Despite never producing the most original or ground breaking death metal, Vader have always found strength in staying true to themselves. For their convictions the quartet is regarded as a cult legend by some, and certainly in Denmark their brand of uncompromising high speed punishment has always enjoyed a sound following. This fact is witnessed by the thick mass of people now crammed into Loppen's smallish confines to witness a setlist tending toward the old and the really old, including a number of original demo versions of eventual album tracks entitled and growled in the band's native Polish. For devout fans of Vader the evening must therefore be something akin to a bountiful treasure chest, with "Trupi Jad" (which later became "Reign-Carrion" of course), "Tyrani Piekiel" ("Tyrants of Hell") and "Gin Psie" sure to send shivers down such persons' spines.

And let's be honest, in spite of the relative homogeny of Vader's repertoire and the clarity with which that fact manifests itself throughout their 45-minute concert, few bands floor the pedal and emit an air of authority quite as well as Vader. The supreme confidence of vocalist/guitarist Piotr Wiwczarek, guitarist Marek Pajak, bassist Tomasz Halicki and drummer James Stewart in their own material is astounding to behold, while an excellent sound mix ensures the band's high octane death metal grooves are offered with all the generosity of a cataclysmic meteor strike. "Breath of Centuries", "The Final Massacre" and "Decapitated Saints" in the middle of the set in particular form a fearsome trifecta and receive an appropriately violent moshpit in response, all the while Wiwczarek and Halicki look as if under some evil, unearthly trance.

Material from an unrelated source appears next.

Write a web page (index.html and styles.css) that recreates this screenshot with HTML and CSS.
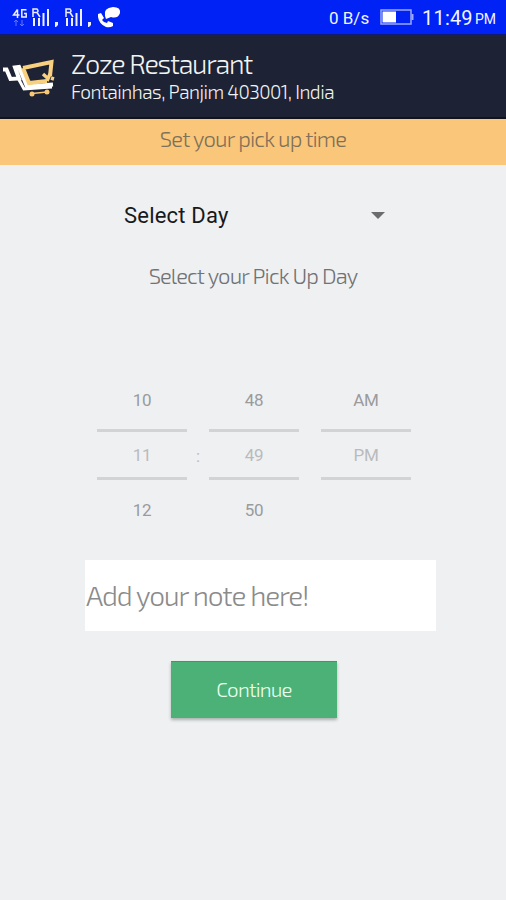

There is madness in their eyes that feels so becoming to Vader's style, and indeed, it is not the performance or delivery that drags my impression down somewhat. Rather, is is the fact that while Vader's songs are consistently solid and designed to elicit a strong headbanging reaction, they are often difficult to tell apart (unless one happens to be a diehard fan), and as such, at some point during the set one's attention begins to droop until another standout track like the already mentioned "Tyrani Piekiel" restores it.

7

Venom Inc.

In many ways the truer of the two contemporary incarnations of legendary NWOBHM troop Venom, it seems an injustice that original members Abaddon (drums) and Mantas (guitar) were forced (or chose, in order to avoid unecessary strife?) to append inc. to the moniker and so come across as merely a tribute act, whereas Cronos and his duo of hired guns stole away as the 'genuine' bunch. But ask any long standing fan of Venom, and they'll tell you the truth of the matter is that only the first three albums - 1981's "Welcome to Hell", 1982's "Black Metal" and 1984's "At War with Satan" - really matter when it comes to examining the veterans' huge influence on the metal genre. Hardly surprising then, that such fans have largely opted to shun Venom and rather invest their faith in Venom Inc., whose sole focus (at least for now) seems to be that classic trident, added a number of choice tracks from 1989's "Prime Evil", 1991's "Temples of Ice" and 1992's "The Waste Lands", which of course were the three albums to feature this exact line-up, completed by bassist/vocalist Tony 'Demolition Man' Dolan.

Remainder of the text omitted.